The automotive company noted that the bottleneck becomes very evident following a long holiday weekend. Leveraging the unattended operations, as many parts as possible are nested to print in one long run over the three days.
However, post-processing resources are overloaded when work resumes. A casting engineer at the company said, “There are backlogs even if post-processing is automated. Sometimes the post-processing equipment simply doesn’t have the throughput or capacity to match that of 3D printers running over multiple days.”
Without post-processing, the value of 3D printing could increase substantially. For some, it would allow them to perform more value-added tasks to improve part quality and expand the application base. For others, it would dramatically accelerate the total process, which increases responsiveness and total throughput. For those adding new 3D printers, eliminating post-processing would reduce labor expense by $25,000 to $50,000 for each machine. However, post-processing’s burdens don’t stop with labor cost and total process time.
Impact: Secondary Issues
While considered to be secondary issues by the six companies, the impact on quality, staffing, facilities and safety cannot be ignored.

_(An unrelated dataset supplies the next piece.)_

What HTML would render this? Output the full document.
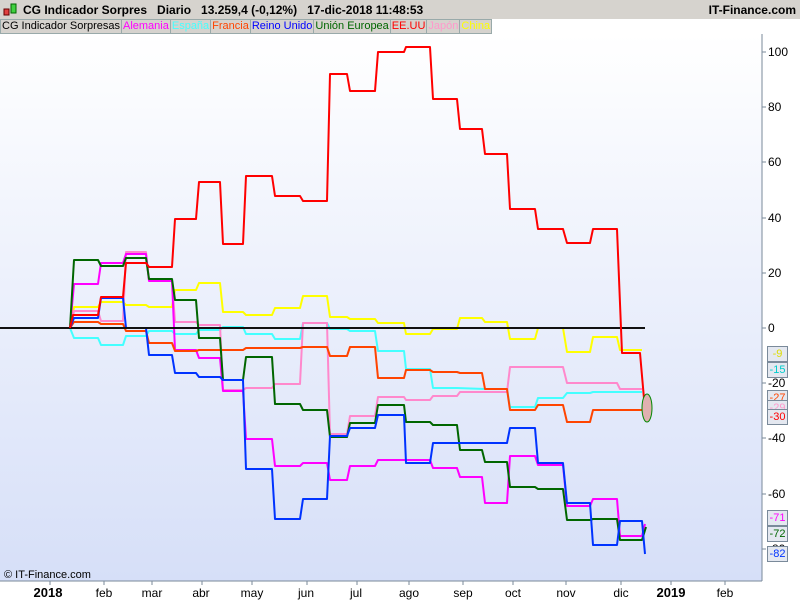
<!DOCTYPE html><html><head><style>
body{margin:0;width:800px;height:600px;overflow:hidden;font-family:"Liberation Sans",sans-serif;background:#fff;position:relative}
.t{position:absolute;left:0;top:0;width:800px;height:19px;background:#d6d3ce;font-size:12px}
.lg{position:absolute;left:0;top:19px;height:15px;font-size:11px;display:flex;background:#d6d3ce}
.lg span{border:1px solid #9aa;border-left:none;padding:0 1px;line-height:13px;background:#d6d3ce}
.lab{position:absolute;left:767px;width:19px;height:14px;border:1px solid #7a8a9a;background:#e4e8f0;font-size:11px;line-height:14px;text-align:center}
</style></head><body>
<div class="t"><svg style="position:absolute;left:3px;top:2px" width="14" height="16"><rect x="1" y="7" width="5" height="6" fill="#e04040" stroke="#600"/><rect x="8" y="2" width="5" height="9" fill="#40d040" stroke="#060"/></svg>
<b style="position:absolute;left:23px;top:3px;font-weight:bold">CG Indicador Sorpres&nbsp;&nbsp;&nbsp;Diario&nbsp;&nbsp;&nbsp;13.259,4 (-0,12%)&nbsp;&nbsp;&nbsp;17-dic-2018 11:48:53</b>
<b style="position:absolute;right:4px;top:3px">IT-Finance.com</b></div>
<div class="lg"><span style="border-left:1px solid #9aa">CG Indicador Sorpresas</span><span style="color:#f0f">Alemania</span><span style="color:#4ff">España</span><span style="color:#f40">Francia</span><span style="color:#00f">Reino Unido</span><span style="color:#060">Unión Europea</span><span style="color:#f00">EE.UU</span><span style="color:#f9c">Japón</span><span style="color:#ff0">China</span></div>
<svg style="position:absolute;left:0;top:34px" width="800" height="566">
<defs><linearGradient id="g" x1="0" y1="0" x2="0" y2="1"><stop offset="0" stop-color="#fff"/><stop offset="1" stop-color="#d6dff8"/></linearGradient></defs>
<g transform="translate(0,-34)">
<rect x="0" y="34" width="762" height="547" fill="url(#g)"/>
<line x1="762" y1="34" x2="762" y2="581" stroke="#7a8a9a"/>
<line x1="0" y1="581" x2="762" y2="581" stroke="#7a8a9a"/>
<g fill="none" stroke-width="2" stroke-linejoin="round">
<polyline stroke="#ffff00" points="0,328 70,328 74,307 98,307 101,302 123,302 126,305 146,305 149,307 172,307 175,290 196,290 199,283 220,283 223,312 243,312 246,315 272,315 275,308 300,308 303,296 327,296 330,317 347,317 350,319 375,319 378,323 404,323 406,334 430,334 433,329 457,329 460,318 482,318 485,322 507,322 510,339 535,339 538,328 563,328 567,352 590,352 593,337 617,337 620,350 642,350"/>
<polyline stroke="#44ffff" points="70,328 74,338 98,338 101,345 123,345 126,336 146,336 149,331 172,331 175,334 196,334 199,330 220,330 223,327 243,327 246,334 272,334 275,339 300,339 303,323 327,323 330,329 347,329 350,331 375,331 378,351 404,351 406,369 430,369 433,388 457,388 485,389 507,389 510,407 535,407 538,398 563,398 567,393 590,393 593,392 642,392"/>
<polyline stroke="#ff88cc" points="70,328 74,311 98,311 101,321 123,321 126,252 146,252 149,280 172,280 175,322 196,322 199,325 220,325 223,390 243,390 246,388 272,388 275,384 300,384 303,323 327,323 330,434 347,434 350,416 375,416 378,397 404,397 406,400 430,400 433,396 457,396 460,392 507,392 510,367 563,367 567,383 617,383 620,389 642,389"/>
<polyline stroke="#ff00ff" points="70,328 74,284 98,284 101,263 123,263 126,254 146,254 149,281 172,281 175,350 196,350 199,358 220,358 223,391 243,391 246,439 272,439 275,466 300,466 303,463 327,463 330,480 347,480 350,466 375,466 378,460 430,460 433,468 457,468 460,477 482,477 485,503 507,503 510,456 535,456 538,465 563,465 567,506 590,506 593,499 617,499 620,536 642,536 645,524"/>
<polyline stroke="#ff4400" points="70,328 74,322 98,322 101,324 123,324 126,331 146,331 149,343 172,343 175,351 196,351 199,350 243,350 246,348 300,348 303,347 327,347 330,356 347,356 350,347 375,347 378,378 404,378 406,370 430,370 433,372 457,372 460,373 482,373 485,389 507,389 510,410 535,410 538,405 563,405 567,422 590,422 593,410 642,410"/>
<polyline stroke="#006600" points="70,328 74,260 98,260 101,266 123,266 126,258 146,258 149,279 172,279 175,300 196,300 199,338 220,338 223,380 243,380 246,357 272,357 275,404 300,404 303,410 327,410 330,437 347,437 350,423 375,423 378,405 404,405 406,422 430,422 433,425 457,425 460,450 482,450 485,462 507,462 510,487 535,487 538,489 563,489 567,520 590,520 593,519 617,519 620,540 642,540 646,527"/>
<polyline stroke="#0033ff" points="70,328 74,318 98,318 101,298 123,298 126,328 146,328 149,355 172,355 175,373 196,373 199,377 220,377 223,380 243,380 246,469 272,469 275,519 300,519 303,499 327,499 330,436 347,436 350,428 375,428 378,415 404,415 406,463 430,463 433,443 507,443 510,428 535,428 538,463 563,463 567,503 590,503 593,545 617,545 620,521 642,521 645,554"/>
<polyline stroke="#111" points="0,328 645,328"/>
<polyline stroke="#ff0000" points="70,328 73,315 98,315 101,297 123,297 126,263 146,263 149,267 172,267 175,219 196,219 199,182 220,182 223,244 243,244 246,176 272,176 275,196 300,196 303,201 327,201 330,74 347,74 350,91 375,91 378,52 404,52 406,47 430,47 433,99 457,99 460,129 482,129 485,154 507,154 510,209 535,209 538,229 563,229 567,243 590,243 593,229 617,229 622,353 640,353 645,410"/>
</g>
<ellipse cx="647" cy="408" rx="5" ry="14" fill="#e0b0b0" stroke="#080"/>
<g stroke="#7a8a9a"><line x1="762" y1="52" x2="766" y2="52"/><line x1="762" y1="107" x2="766" y2="107"/><line x1="762" y1="162" x2="766" y2="162"/><line x1="762" y1="218" x2="766" y2="218"/><line x1="762" y1="273" x2="766" y2="273"/><line x1="762" y1="328" x2="766" y2="328"/><line x1="762" y1="383" x2="766" y2="383"/><line x1="762" y1="438" x2="766" y2="438"/><line x1="762" y1="494" x2="766" y2="494"/><line x1="762" y1="549" x2="766" y2="549"/>
<line x1="50" y1="581" x2="50" y2="585"/><line x1="104" y1="581" x2="104" y2="585"/><line x1="152" y1="581" x2="152" y2="585"/><line x1="202" y1="581" x2="202" y2="585"/><line x1="252" y1="581" x2="252" y2="585"/><line x1="307" y1="581" x2="307" y2="585"/><line x1="357" y1="581" x2="357" y2="585"/><line x1="409" y1="581" x2="409" y2="585"/><line x1="463" y1="581" x2="463" y2="585"/><line x1="513" y1="581" x2="513" y2="585"/><line x1="566" y1="581" x2="566" y2="585"/><line x1="621" y1="581" x2="621" y2="585"/><line x1="671" y1="581" x2="671" y2="585"/><line x1="725" y1="581" x2="725" y2="585"/></g>
<g font-size="12" fill="#000" font-family="Liberation Sans,sans-serif">
<text x="768" y="56">100</text><text x="768" y="111">80</text><text x="768" y="166">60</text><text x="768" y="222">40</text><text x="768" y="277">20</text><text x="768" y="332">0</text><text x="768" y="387">-20</text><text x="768" y="442">-40</text><text x="768" y="498">-60</text><text x="768" y="553">-80</text>
<text x="4" y="578" font-size="11">© IT-Finance.com</text>
<g text-anchor="middle"><text x="48" y="597" font-weight="bold" font-size="13">2018</text><text x="104" y="597">feb</text><text x="152" y="597">mar</text><text x="201" y="597">abr</text><text x="252" y="597">may</text><text x="306" y="597">jun</text><text x="356" y="597">jul</text><text x="409" y="597">ago</text><text x="463" y="597">sep</text><text x="513" y="597">oct</text><text x="566" y="597">nov</text><text x="621" y="597">dic</text><text x="671" y="597" font-weight="bold" font-size="13">2019</text><text x="725" y="597">feb</text></g>
</g></g></svg>
<div class="lab" style="top:346px;color:#dd0">-9</div>
<div class="lab" style="top:362px;color:#0cc">-15</div>
<div class="lab" style="top:390px;color:#f40">-27</div>
<div class="lab" style="top:400px;color:#f9c">-29</div>
<div class="lab" style="top:409px;color:#f00">-30</div>
<div class="lab" style="top:510px;color:#f0f">-71</div>
<div class="lab" style="top:526px;color:#060">-72</div>
<div class="lab" style="top:546px;color:#03f">-82</div>
</body></html>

Ultimately, the quality of 3D printed parts is in the hands of the part finishers that wield X-Acto knives, sandpaper and spray nozzles for media blasting or water jetting.
For those that have the budget to hire post-processing personnel, the issue becomes one of finding the right talent. According to a consumer product company’s engineering manager, “Post-processing is kind of an art form.” Part finishing requires a unique skill set and a unique personality.
Floor space is required to house the staff, workbenches and post-processing equipment. As stated earlier, a ratio of one-half to one square foot per square foot of 3D printer space will be needed in many cases. This space can be an impediment for those that don’t have an option to expand into existing areas; an expense for those that must take on construction; or an ongoing cost for those that have internal cross-charges for floor space used by the department.
Another cost consideration is the purchase of the workbenches and equipment, which will run into the thousands of dollars for the typical, yet small, 3D printer lab. There is also the additional cost to run utilities, such as electrical, water and air lines, to the equipment.
Safe operations, handling and disposal are sources of hidden costs that many do not account for until after the implementation of a 3D printer. Additionally, proper disposal of hazardous waste, generated during post-processing, is quite costly.
In a lab environment, the issues and limitations created by post-processing are impediments to throughput and part quality, as well as a drain on budgets and resources. In a design or engineering area, these issues are significant barriers to adoption.
Three of the six companies expressed an immediate desire to deploy 3D printing in office areas while maintaining the existing 3D printing lab. The advantage of distributed 3D printing is that a designer or engineer would have quicker turnaround—both for office-built and lab-built parts. Placing 3D printers in the office is more responsive because it sidesteps the work queue of the lab. Meanwhile, the lab is more responsive because it offloads the work for basic models and prototypes.
Yet, all agree that office deployment is not reasonable when primary post-processing is required. For 3D printing in the office to become realistic, a single device must output ready-to-use items with no requirement for additional labor, equipment and floor space.
Post-processing is a non-value-added function that is both a burden and a bottleneck. Without it, the promise of a simple, fast and automated digital workflow becomes a reality for all parts, whether simple or complex in design. In that new reality, 3D printing adoption will accelerate, and the breadth of applications will expand—for organizations of all types and sizes and for every industry and market.